GOAL: Write out each line word for word. Drop pictures.

Collected data entries:
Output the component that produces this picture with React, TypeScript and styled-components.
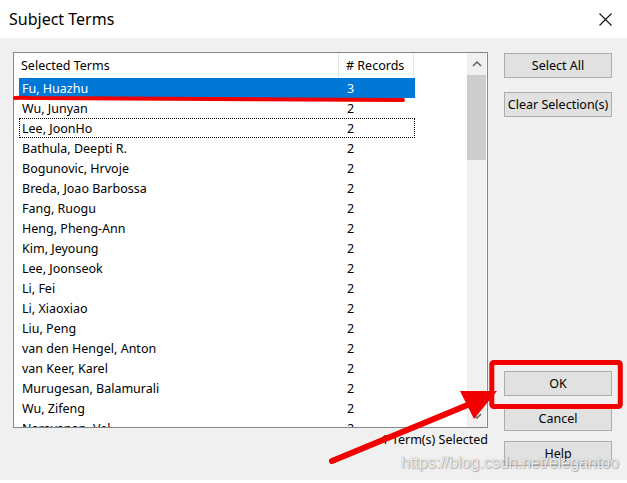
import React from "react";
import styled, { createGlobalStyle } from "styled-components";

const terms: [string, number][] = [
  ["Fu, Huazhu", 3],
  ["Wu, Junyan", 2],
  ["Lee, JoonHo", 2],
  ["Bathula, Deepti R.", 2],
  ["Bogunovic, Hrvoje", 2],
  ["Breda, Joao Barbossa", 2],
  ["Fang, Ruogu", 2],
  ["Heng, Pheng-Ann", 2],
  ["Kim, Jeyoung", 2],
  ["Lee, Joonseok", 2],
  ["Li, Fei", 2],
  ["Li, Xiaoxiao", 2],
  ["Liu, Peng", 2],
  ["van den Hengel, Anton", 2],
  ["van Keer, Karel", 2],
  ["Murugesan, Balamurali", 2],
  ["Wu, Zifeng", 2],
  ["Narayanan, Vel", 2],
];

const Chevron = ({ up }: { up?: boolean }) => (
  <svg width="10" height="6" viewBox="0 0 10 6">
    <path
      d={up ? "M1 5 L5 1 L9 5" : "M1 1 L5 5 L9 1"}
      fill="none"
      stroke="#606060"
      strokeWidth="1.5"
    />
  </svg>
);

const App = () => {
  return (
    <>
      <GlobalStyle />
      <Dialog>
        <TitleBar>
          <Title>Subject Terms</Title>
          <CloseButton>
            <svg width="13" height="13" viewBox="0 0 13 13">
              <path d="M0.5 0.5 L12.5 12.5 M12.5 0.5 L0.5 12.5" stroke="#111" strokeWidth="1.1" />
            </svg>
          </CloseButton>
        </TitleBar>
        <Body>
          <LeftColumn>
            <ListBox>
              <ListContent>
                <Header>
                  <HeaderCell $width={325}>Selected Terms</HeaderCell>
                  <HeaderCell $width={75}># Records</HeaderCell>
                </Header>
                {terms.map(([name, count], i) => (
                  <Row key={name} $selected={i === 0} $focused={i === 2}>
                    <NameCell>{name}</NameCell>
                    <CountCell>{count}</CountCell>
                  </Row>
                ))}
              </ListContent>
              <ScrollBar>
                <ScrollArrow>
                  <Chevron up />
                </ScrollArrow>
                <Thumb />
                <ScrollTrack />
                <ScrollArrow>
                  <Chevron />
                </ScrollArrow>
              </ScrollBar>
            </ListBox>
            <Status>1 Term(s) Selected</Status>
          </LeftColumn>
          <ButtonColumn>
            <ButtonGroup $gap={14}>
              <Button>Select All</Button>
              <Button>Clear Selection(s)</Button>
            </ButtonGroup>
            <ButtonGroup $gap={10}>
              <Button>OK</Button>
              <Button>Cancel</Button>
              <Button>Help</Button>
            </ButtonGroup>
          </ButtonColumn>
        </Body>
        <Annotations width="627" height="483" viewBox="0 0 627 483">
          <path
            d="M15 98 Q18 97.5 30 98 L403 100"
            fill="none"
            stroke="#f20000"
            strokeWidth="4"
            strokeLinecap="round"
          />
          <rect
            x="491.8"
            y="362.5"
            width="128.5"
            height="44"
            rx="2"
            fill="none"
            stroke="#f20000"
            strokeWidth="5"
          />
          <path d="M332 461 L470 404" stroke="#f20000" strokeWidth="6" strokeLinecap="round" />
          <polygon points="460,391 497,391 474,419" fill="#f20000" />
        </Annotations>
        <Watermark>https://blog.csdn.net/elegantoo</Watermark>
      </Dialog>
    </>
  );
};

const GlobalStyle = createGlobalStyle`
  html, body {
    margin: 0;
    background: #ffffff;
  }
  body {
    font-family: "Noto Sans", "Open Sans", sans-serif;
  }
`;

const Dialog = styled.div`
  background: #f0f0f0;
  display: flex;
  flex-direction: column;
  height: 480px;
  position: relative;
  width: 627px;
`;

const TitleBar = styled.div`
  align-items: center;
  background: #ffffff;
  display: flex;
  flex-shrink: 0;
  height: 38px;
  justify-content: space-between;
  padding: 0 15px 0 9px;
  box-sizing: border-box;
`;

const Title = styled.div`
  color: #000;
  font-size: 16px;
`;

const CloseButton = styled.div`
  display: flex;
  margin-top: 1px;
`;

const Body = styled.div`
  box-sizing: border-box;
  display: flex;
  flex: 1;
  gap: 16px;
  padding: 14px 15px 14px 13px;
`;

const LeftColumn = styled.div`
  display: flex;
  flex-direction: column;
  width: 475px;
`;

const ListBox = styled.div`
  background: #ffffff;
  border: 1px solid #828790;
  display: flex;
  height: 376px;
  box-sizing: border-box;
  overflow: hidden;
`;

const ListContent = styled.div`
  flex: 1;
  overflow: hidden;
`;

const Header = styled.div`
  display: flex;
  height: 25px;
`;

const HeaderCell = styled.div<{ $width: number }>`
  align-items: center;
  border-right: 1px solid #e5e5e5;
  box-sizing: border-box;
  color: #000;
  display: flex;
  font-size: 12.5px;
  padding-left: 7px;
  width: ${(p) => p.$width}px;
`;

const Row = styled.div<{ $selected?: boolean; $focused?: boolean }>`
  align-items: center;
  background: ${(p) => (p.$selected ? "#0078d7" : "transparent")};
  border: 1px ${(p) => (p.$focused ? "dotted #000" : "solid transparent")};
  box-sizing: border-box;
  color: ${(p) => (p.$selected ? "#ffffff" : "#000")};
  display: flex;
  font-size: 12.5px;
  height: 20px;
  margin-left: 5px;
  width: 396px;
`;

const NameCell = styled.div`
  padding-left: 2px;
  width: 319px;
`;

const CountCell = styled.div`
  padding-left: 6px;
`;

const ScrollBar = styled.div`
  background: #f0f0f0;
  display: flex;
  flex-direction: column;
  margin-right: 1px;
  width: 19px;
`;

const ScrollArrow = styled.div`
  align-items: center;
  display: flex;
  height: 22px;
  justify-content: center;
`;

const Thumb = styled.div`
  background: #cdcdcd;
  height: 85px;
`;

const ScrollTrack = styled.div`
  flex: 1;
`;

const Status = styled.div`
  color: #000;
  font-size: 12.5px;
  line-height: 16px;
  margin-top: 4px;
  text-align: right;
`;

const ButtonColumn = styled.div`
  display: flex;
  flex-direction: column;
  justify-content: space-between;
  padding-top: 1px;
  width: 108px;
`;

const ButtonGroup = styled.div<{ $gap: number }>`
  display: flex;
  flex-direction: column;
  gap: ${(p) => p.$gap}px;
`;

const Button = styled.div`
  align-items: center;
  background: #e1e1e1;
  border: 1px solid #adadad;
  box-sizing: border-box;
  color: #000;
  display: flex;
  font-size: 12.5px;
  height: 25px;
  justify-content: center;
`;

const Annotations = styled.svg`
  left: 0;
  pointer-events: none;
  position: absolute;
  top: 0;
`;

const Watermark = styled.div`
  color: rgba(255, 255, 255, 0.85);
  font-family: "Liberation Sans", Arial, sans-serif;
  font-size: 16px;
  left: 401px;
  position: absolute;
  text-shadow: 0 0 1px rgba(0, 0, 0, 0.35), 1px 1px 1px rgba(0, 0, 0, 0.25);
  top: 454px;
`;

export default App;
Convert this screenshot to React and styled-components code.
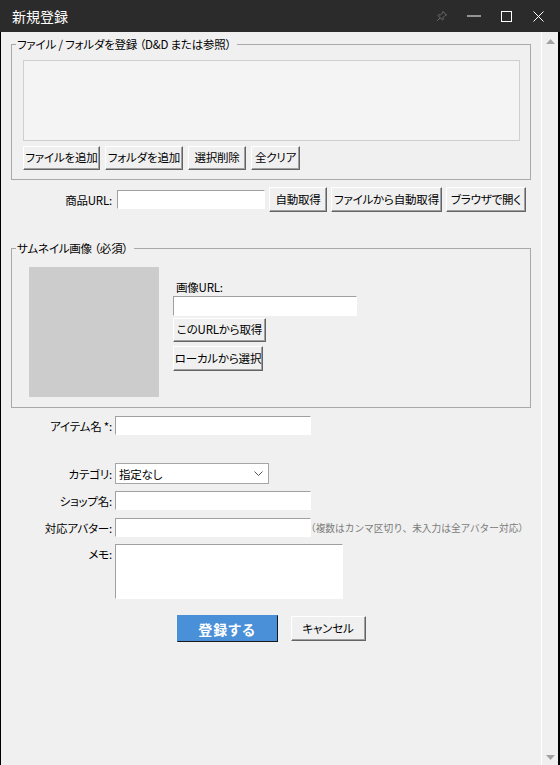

FULL RESPONSE:
Output the component that produces this picture with React, TypeScript and styled-components.
import React from "react";
import styled, { createGlobalStyle } from "styled-components";

const terms: [string, number][] = [
  ["Fu, Huazhu", 3],
  ["Wu, Junyan", 2],
  ["Lee, JoonHo", 2],
  ["Bathula, Deepti R.", 2],
  ["Bogunovic, Hrvoje", 2],
  ["Breda, Joao Barbossa", 2],
  ["Fang, Ruogu", 2],
  ["Heng, Pheng-Ann", 2],
  ["Kim, Jeyoung", 2],
  ["Lee, Joonseok", 2],
  ["Li, Fei", 2],
  ["Li, Xiaoxiao", 2],
  ["Liu, Peng", 2],
  ["van den Hengel, Anton", 2],
  ["van Keer, Karel", 2],
  ["Murugesan, Balamurali", 2],
  ["Wu, Zifeng", 2],
  ["Narayanan, Vel", 2],
];

const Chevron = ({ up }: { up?: boolean }) => (
  <svg width="10" height="6" viewBox="0 0 10 6">
    <path
      d={up ? "M1 5 L5 1 L9 5" : "M1 1 L5 5 L9 1"}
      fill="none"
      stroke="#606060"
      strokeWidth="1.5"
    />
  </svg>
);

const App = () => {
  return (
    <>
      <GlobalStyle />
      <Dialog>
        <TitleBar>
          <Title>Subject Terms</Title>
          <CloseButton>
            <svg width="13" height="13" viewBox="0 0 13 13">
              <path d="M0.5 0.5 L12.5 12.5 M12.5 0.5 L0.5 12.5" stroke="#111" strokeWidth="1.1" />
            </svg>
          </CloseButton>
        </TitleBar>
        <Body>
          <LeftColumn>
            <ListBox>
              <ListContent>
                <Header>
                  <HeaderCell $width={325}>Selected Terms</HeaderCell>
                  <HeaderCell $width={75}># Records</HeaderCell>
                </Header>
                {terms.map(([name, count], i) => (
                  <Row key={name} $selected={i === 0} $focused={i === 2}>
                    <NameCell>{name}</NameCell>
                    <CountCell>{count}</CountCell>
                  </Row>
                ))}
              </ListContent>
              <ScrollBar>
                <ScrollArrow>
                  <Chevron up />
                </ScrollArrow>
                <Thumb />
                <ScrollTrack />
                <ScrollArrow>
                  <Chevron />
                </ScrollArrow>
              </ScrollBar>
            </ListBox>
            <Status>1 Term(s) Selected</Status>
          </LeftColumn>
          <ButtonColumn>
            <ButtonGroup $gap={14}>
              <Button>Select All</Button>
              <Button>Clear Selection(s)</Button>
            </ButtonGroup>
            <ButtonGroup $gap={10}>
              <Button>OK</Button>
              <Button>Cancel</Button>
              <Button>Help</Button>
            </ButtonGroup>
          </ButtonColumn>
        </Body>
        <Annotations width="627" height="483" viewBox="0 0 627 483">
          <path
            d="M15 98 Q18 97.5 30 98 L403 100"
            fill="none"
            stroke="#f20000"
            strokeWidth="4"
            strokeLinecap="round"
          />
          <rect
            x="491.8"
            y="362.5"
            width="128.5"
            height="44"
            rx="2"
            fill="none"
            stroke="#f20000"
            strokeWidth="5"
          />
          <path d="M332 461 L470 404" stroke="#f20000" strokeWidth="6" strokeLinecap="round" />
          <polygon points="460,391 497,391 474,419" fill="#f20000" />
        </Annotations>
        <Watermark>https://blog.csdn.net/elegantoo</Watermark>
      </Dialog>
    </>
  );
};

const GlobalStyle = createGlobalStyle`
  html, body {
    margin: 0;
    background: #ffffff;
  }
  body {
    font-family: "Noto Sans", "Open Sans", sans-serif;
  }
`;

const Dialog = styled.div`
  background: #f0f0f0;
  display: flex;
  flex-direction: column;
  height: 480px;
  position: relative;
  width: 627px;
`;

const TitleBar = styled.div`
  align-items: center;
  background: #ffffff;
  display: flex;
  flex-shrink: 0;
  height: 38px;
  justify-content: space-between;
  padding: 0 15px 0 9px;
  box-sizing: border-box;
`;

const Title = styled.div`
  color: #000;
  font-size: 16px;
`;

const CloseButton = styled.div`
  display: flex;
  margin-top: 1px;
`;

const Body = styled.div`
  box-sizing: border-box;
  display: flex;
  flex: 1;
  gap: 16px;
  padding: 14px 15px 14px 13px;
`;

const LeftColumn = styled.div`
  display: flex;
  flex-direction: column;
  width: 475px;
`;

const ListBox = styled.div`
  background: #ffffff;
  border: 1px solid #828790;
  display: flex;
  height: 376px;
  box-sizing: border-box;
  overflow: hidden;
`;

const ListContent = styled.div`
  flex: 1;
  overflow: hidden;
`;

const Header = styled.div`
  display: flex;
  height: 25px;
`;

const HeaderCell = styled.div<{ $width: number }>`
  align-items: center;
  border-right: 1px solid #e5e5e5;
  box-sizing: border-box;
  color: #000;
  display: flex;
  font-size: 12.5px;
  padding-left: 7px;
  width: ${(p) => p.$width}px;
`;

const Row = styled.div<{ $selected?: boolean; $focused?: boolean }>`
  align-items: center;
  background: ${(p) => (p.$selected ? "#0078d7" : "transparent")};
  border: 1px ${(p) => (p.$focused ? "dotted #000" : "solid transparent")};
  box-sizing: border-box;
  color: ${(p) => (p.$selected ? "#ffffff" : "#000")};
  display: flex;
  font-size: 12.5px;
  height: 20px;
  margin-left: 5px;
  width: 396px;
`;

const NameCell = styled.div`
  padding-left: 2px;
  width: 319px;
`;

const CountCell = styled.div`
  padding-left: 6px;
`;

const ScrollBar = styled.div`
  background: #f0f0f0;
  display: flex;
  flex-direction: column;
  margin-right: 1px;
  width: 19px;
`;

const ScrollArrow = styled.div`
  align-items: center;
  display: flex;
  height: 22px;
  justify-content: center;
`;

const Thumb = styled.div`
  background: #cdcdcd;
  height: 85px;
`;

const ScrollTrack = styled.div`
  flex: 1;
`;

const Status = styled.div`
  color: #000;
  font-size: 12.5px;
  line-height: 16px;
  margin-top: 4px;
  text-align: right;
`;

const ButtonColumn = styled.div`
  display: flex;
  flex-direction: column;
  justify-content: space-between;
  padding-top: 1px;
  width: 108px;
`;

const ButtonGroup = styled.div<{ $gap: number }>`
  display: flex;
  flex-direction: column;
  gap: ${(p) => p.$gap}px;
`;

const Button = styled.div`
  align-items: center;
  background: #e1e1e1;
  border: 1px solid #adadad;
  box-sizing: border-box;
  color: #000;
  display: flex;
  font-size: 12.5px;
  height: 25px;
  justify-content: center;
`;

const Annotations = styled.svg`
  left: 0;
  pointer-events: none;
  position: absolute;
  top: 0;
`;

const Watermark = styled.div`
  color: rgba(255, 255, 255, 0.85);
  font-family: "Liberation Sans", Arial, sans-serif;
  font-size: 16px;
  left: 401px;
  position: absolute;
  text-shadow: 0 0 1px rgba(0, 0, 0, 0.35), 1px 1px 1px rgba(0, 0, 0, 0.25);
  top: 454px;
`;

export default App;
Convert this screenshot to React and styled-components code.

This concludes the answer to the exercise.